Soon, the testing was over. The cab signal system was removed and the locomotives moved on to the next railroad to test. I was left with a small mountain of chart recorder data to analyze and a report to write.
There were two big questions:
1. Was the 32% adhesion real?
2. Where and how could or should we use AC locomotives?
The test answered the first question. Yes. 32% adhesion was real. Again and again the locomotives achieved 32% or better adhesion. The only fly in the ointment was the two times at very low speed when the locomotives couldn't get a grip. Any purchase of AC locomotives would have to be contingent on this flaw being resolved.
Where would we use them? That was a tougher question. We looked at three cases. A 4000 HP version for drag freight, a 5000-6000 HP version for Merchandise and Intermodal and in locations where helpers might be eliminated - or some combo of these.
As it turns out, the best case was for the 5000-6000 HP locomotive operating on the Pittsburgh Line with merchandise and unit coal traffic. Taking a sample of actual trains, we calculated what DC and what AC power they would require and then aggregated to get a replacement ratio. They also showed a decent replacement ratio for general freight service on the Chicago Line, but that service didn't take advantage of the high adhesion. I had the report completed by the end of September 1993.
The report made four specific recommendations:
- Use any 4000 HP AC locomotives in drag service only
- Pursue a 5000-6000 HP AC locomotive in lieu of a 4000 HP AC locomotive
- Perform comprehensive testing of any and all AC locomotives to insure no interference with cab and wayside signalling using audio frequency carriers
- Pursue integrated distributed power system (Harris Locotrol with EPIC airbrakes to maximize locomotive utilization and minimize add-on hardware.)
The report was written just as Conrail was getting interested in some GP60s and SD70MACs for 1995 delivery (with isolated cab, of course!). The report got a fairly wide distribuiton and I think it helped push Conrail toward changing the order to EMD SD80MAC locomotives.
There was some discussion about EMD's 6000 HP four stroke engine, however, we'd seen the havoc wrought by even small changes to proven designs. There was no way you could convince the Mechanical Dept. to take a chance on that.
The 5000 HP 20 cylinder 710 engine was different, though. Even though no railroad had any running around and the bitter taste of the 20-645 still lingered , there were over a hundred in marine service by 1993 and the economics around the replacement ratio didn't work for a 16-710 engined 4000 HP AC locomotive. It helped that Conrail did have some good experience with the improved 20-645 engined SD45-2s.
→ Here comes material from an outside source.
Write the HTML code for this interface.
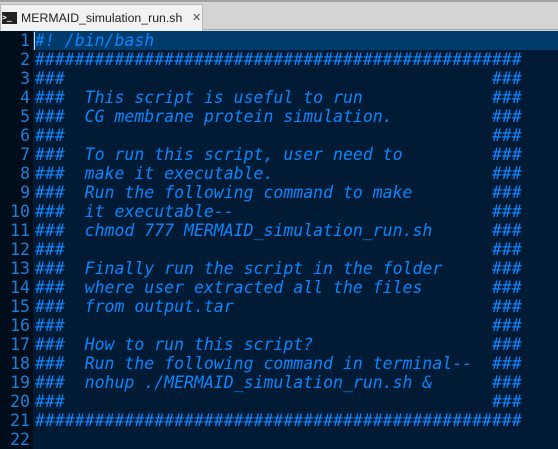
<!DOCTYPE html><html><head><style>
body{margin:0;width:558px;height:449px;overflow:hidden;background:#d4d4d4;font-family:"Liberation Sans",sans-serif}
.bar{position:absolute;left:0;top:0;width:558px;height:30px;background:#d4d4d4;border-top:2px solid #a0a0a0;border-bottom:1px solid #a8a8a8;box-sizing:border-box}
.tab{position:absolute;left:0;top:4px;width:203px;height:27px;background:#f2f2f2;border:1px solid #b8b8b8;border-bottom:none;box-sizing:border-box;font-size:12.3px;color:#222}
.tab .ic{position:absolute;left:1px;top:7px;width:15px;height:12px;background:#222;color:#fff;font:bold 8px "DejaVu Sans Mono",monospace;line-height:12px}
.tab .t{position:absolute;left:20px;top:6px}
.tab .x{position:absolute;left:191px;top:6px;font-size:11px;color:#555}
.ed{position:absolute;left:0;top:31px;width:558px;height:418px;background:#001b33}
.gut{position:absolute;left:0;top:0;width:33px;height:418px;background:#000d1a}
.hl{position:absolute;left:33px;top:0;width:525px;height:19px;background:#003b6b}
.cur{position:absolute;left:34px;top:1px;width:1px;height:18px;background:#ddd}
pre{margin:0;position:absolute;top:0;font:italic 16.5px "DejaVu Sans Mono",monospace;line-height:19px;color:#0a85ff}
.ln{left:0;width:30px;text-align:right;font-style:normal;color:#1a80d9}
.code{left:35px}
</style></head><body>
<div class="bar"></div>
<div class="tab"><div class="ic">&gt;_</div><span class="t">MERMAID_simulation_run.sh</span><span class="x">✕</span></div>
<div class="ed"><div class="gut"></div><div class="hl"></div><div class="cur"></div>
<pre class="ln">1
2
3
4
5
6
7
8
9
10
11
12
13
14
15
16
17
18
19
20
21
22</pre>
<pre class="code">#! /bin/bash
#################################################
###                                           ###
###  This script is useful to run             ###
###  CG membrane protein simulation.          ###
###                                           ###
###  To run this script, user need to         ###
###  make it executable.                      ###
###  Run the following command to make        ###
###  it executable--                          ###
###  chmod 777 MERMAID_simulation_run.sh      ###
###                                           ###
###  Finally run the script in the folder     ###
###  where user extracted all the files       ###
###  from output.tar                          ###
###                                           ###
###  How to run this script?                  ###
###  Run the following command in terminal--  ###
###  nohup ./MERMAID_simulation_run.sh &      ###
###                                           ###
#################################################
</pre></div>
</body></html>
The order was placed. 28 SD80MACs - and later the two demonstrator units EMD built to Conrail specs. They were the most technologically advance locomotives in the US at that time. The collection of features they had was unparalleled:
- Electronic airbrake (EPIC II)
- Electronic cab signal/LSLtrain control (Harmon Ultracab II)
- Locotrol DPU
- EMD ICE - integrated cab electronic and displays system
- Isolated cab with sound proofing (Whisper Cab)
- Electronic fuel injection (RFI)
- Radial trucks
- and, of course, Siemens AC propulsion
|A of pair nearly new SD80MACs sitting in Pavonia NJ|
1997 was the start of the NS/CSX merger madness and plans to purchase another big chunk of SD80MACs went by the boards. In the end, CSX and NS split the fleet.
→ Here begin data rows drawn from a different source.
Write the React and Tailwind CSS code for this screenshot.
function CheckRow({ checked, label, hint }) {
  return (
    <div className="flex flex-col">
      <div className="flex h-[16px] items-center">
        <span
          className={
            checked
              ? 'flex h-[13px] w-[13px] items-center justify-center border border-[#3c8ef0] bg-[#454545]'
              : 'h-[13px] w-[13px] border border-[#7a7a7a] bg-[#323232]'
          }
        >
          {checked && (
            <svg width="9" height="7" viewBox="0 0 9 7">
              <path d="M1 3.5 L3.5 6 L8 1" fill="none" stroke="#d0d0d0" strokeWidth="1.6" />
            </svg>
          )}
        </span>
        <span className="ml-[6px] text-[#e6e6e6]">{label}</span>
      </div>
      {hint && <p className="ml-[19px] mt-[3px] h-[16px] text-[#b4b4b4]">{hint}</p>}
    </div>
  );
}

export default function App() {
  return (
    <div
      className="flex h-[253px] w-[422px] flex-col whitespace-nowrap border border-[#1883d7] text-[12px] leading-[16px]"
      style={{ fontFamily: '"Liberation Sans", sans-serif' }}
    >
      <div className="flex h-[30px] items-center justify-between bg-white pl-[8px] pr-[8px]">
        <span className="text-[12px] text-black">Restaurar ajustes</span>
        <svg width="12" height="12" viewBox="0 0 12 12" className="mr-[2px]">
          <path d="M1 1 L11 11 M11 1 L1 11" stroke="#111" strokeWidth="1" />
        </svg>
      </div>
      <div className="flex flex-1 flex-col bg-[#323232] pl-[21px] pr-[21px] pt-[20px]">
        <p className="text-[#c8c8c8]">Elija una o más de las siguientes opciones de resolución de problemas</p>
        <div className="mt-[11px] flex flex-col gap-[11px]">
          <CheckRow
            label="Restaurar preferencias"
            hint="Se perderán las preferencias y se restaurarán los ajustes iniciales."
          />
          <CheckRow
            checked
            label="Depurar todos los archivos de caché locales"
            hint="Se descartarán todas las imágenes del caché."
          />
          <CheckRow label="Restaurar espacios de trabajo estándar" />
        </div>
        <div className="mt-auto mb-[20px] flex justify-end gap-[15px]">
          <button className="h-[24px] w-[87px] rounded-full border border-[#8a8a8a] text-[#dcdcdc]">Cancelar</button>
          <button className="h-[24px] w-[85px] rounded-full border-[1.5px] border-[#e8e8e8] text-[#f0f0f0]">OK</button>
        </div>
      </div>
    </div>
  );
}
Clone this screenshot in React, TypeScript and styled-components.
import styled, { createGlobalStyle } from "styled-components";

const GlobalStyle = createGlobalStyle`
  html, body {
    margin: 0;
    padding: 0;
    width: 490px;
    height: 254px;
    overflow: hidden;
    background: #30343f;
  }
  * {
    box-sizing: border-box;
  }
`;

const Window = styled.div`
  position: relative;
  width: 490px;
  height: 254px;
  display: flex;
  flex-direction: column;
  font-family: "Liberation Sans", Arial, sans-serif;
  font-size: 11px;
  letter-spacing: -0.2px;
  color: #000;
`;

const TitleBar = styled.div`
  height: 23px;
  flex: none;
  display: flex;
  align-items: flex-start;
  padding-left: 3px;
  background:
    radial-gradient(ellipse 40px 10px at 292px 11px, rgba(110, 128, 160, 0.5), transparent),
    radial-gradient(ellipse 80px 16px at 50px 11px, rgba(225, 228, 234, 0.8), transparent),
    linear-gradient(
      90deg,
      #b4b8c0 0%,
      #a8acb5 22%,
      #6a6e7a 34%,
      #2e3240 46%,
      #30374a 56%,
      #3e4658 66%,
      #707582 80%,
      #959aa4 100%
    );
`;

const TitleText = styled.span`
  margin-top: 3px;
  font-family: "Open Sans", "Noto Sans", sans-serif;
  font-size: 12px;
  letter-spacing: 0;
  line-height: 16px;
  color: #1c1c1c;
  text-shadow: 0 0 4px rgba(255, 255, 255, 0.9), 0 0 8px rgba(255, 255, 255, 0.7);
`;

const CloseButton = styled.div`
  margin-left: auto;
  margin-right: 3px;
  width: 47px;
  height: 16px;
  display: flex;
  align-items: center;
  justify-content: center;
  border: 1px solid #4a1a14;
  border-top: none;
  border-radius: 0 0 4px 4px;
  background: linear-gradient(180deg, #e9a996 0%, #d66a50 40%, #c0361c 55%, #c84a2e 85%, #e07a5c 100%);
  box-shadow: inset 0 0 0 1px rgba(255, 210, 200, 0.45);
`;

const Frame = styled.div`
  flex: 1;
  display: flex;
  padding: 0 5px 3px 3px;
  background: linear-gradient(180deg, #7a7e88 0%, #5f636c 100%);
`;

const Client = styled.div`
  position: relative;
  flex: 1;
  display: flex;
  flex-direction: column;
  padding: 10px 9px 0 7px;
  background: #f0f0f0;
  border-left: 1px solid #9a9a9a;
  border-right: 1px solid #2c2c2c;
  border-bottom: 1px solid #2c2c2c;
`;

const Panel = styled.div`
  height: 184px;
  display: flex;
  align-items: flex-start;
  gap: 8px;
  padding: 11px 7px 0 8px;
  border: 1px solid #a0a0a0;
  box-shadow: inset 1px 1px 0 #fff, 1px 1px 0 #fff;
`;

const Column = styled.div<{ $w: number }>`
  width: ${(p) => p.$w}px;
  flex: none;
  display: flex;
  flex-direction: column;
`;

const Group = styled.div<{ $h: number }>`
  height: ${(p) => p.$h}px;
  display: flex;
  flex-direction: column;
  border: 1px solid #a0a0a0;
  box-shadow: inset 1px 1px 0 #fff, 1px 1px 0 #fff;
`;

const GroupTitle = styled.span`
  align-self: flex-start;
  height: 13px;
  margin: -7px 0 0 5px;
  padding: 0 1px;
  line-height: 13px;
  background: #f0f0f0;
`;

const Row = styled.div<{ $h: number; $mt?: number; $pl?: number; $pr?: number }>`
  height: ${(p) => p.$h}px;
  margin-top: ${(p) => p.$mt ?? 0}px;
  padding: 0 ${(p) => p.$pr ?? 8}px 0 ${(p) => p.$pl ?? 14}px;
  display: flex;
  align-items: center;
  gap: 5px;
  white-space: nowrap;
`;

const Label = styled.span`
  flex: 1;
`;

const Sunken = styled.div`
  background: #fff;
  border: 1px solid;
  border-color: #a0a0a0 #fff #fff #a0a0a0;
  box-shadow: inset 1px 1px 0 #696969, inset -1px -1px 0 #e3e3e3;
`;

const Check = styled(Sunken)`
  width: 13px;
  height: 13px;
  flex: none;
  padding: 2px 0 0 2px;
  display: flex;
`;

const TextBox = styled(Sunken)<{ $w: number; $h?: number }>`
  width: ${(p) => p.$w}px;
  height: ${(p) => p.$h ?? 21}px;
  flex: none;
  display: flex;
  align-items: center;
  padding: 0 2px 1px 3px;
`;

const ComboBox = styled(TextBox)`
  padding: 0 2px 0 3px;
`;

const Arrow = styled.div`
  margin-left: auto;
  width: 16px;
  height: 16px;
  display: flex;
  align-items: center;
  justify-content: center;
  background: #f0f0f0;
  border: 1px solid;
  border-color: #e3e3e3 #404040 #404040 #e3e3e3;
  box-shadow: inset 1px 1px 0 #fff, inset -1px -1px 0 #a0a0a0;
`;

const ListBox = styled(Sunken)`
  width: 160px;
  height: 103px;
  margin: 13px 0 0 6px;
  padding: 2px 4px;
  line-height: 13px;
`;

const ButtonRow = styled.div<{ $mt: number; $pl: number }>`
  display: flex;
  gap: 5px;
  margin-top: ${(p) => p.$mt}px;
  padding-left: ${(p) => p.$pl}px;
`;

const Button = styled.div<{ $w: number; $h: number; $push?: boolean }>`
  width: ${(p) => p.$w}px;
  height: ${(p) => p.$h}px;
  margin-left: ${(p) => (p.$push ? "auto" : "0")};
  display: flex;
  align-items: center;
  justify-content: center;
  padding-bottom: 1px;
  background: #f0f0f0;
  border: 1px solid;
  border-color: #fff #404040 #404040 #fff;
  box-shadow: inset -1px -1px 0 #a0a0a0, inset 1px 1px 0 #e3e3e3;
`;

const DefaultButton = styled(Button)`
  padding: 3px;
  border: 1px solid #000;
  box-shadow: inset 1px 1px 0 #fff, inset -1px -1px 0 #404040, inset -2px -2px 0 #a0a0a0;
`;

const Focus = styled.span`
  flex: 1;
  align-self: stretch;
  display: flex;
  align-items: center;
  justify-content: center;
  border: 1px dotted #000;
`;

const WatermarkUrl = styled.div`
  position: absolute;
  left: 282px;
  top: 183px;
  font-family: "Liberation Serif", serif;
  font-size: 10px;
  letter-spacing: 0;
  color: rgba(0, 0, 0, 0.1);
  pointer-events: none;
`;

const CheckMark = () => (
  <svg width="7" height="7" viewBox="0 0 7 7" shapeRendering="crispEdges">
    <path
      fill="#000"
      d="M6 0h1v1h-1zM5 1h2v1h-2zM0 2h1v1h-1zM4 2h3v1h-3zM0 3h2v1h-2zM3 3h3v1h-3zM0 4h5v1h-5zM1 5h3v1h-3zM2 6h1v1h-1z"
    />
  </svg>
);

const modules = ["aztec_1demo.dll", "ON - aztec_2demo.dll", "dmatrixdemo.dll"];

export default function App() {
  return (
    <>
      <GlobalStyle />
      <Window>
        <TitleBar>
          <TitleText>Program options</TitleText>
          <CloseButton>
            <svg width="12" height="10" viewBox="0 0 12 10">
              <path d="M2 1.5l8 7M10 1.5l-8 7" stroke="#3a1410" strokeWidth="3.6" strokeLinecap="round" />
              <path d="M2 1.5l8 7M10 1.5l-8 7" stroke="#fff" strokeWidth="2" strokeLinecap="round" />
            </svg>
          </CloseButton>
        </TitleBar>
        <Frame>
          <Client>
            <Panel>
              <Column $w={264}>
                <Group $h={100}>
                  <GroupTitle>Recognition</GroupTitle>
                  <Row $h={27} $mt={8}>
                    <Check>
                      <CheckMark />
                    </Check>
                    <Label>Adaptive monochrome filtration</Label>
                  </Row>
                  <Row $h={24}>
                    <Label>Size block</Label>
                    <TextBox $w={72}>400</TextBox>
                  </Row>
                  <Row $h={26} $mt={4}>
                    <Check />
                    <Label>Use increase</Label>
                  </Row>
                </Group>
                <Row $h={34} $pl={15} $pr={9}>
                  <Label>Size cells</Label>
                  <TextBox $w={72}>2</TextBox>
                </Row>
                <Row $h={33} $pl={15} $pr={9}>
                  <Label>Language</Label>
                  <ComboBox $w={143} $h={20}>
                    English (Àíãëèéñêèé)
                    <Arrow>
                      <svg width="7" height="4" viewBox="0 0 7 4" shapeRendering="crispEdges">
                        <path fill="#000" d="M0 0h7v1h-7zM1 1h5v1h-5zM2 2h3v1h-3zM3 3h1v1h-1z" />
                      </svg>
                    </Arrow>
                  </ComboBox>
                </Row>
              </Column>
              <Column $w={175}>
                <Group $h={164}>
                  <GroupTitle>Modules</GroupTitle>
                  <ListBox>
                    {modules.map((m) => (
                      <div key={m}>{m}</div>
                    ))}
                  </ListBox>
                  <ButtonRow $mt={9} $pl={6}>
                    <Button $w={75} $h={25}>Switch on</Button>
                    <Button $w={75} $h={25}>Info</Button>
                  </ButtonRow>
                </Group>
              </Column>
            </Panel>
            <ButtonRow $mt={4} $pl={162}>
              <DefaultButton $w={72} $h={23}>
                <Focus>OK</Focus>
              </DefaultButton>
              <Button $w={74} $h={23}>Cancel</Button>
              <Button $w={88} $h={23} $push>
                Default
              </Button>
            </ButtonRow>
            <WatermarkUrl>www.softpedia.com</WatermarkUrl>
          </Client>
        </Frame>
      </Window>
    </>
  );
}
They are now approaching 20 years old and are still soldiering on. NS's VP Mechanical recently said they were a good, solid locomotive. NS keeps them captive between Altoona and Conway for maintenance familiarlity - they are unique.
Every now and then, a pair of SD80MACs leak out of Conway on a mainline train headed for Enola or points east. Just as God intended.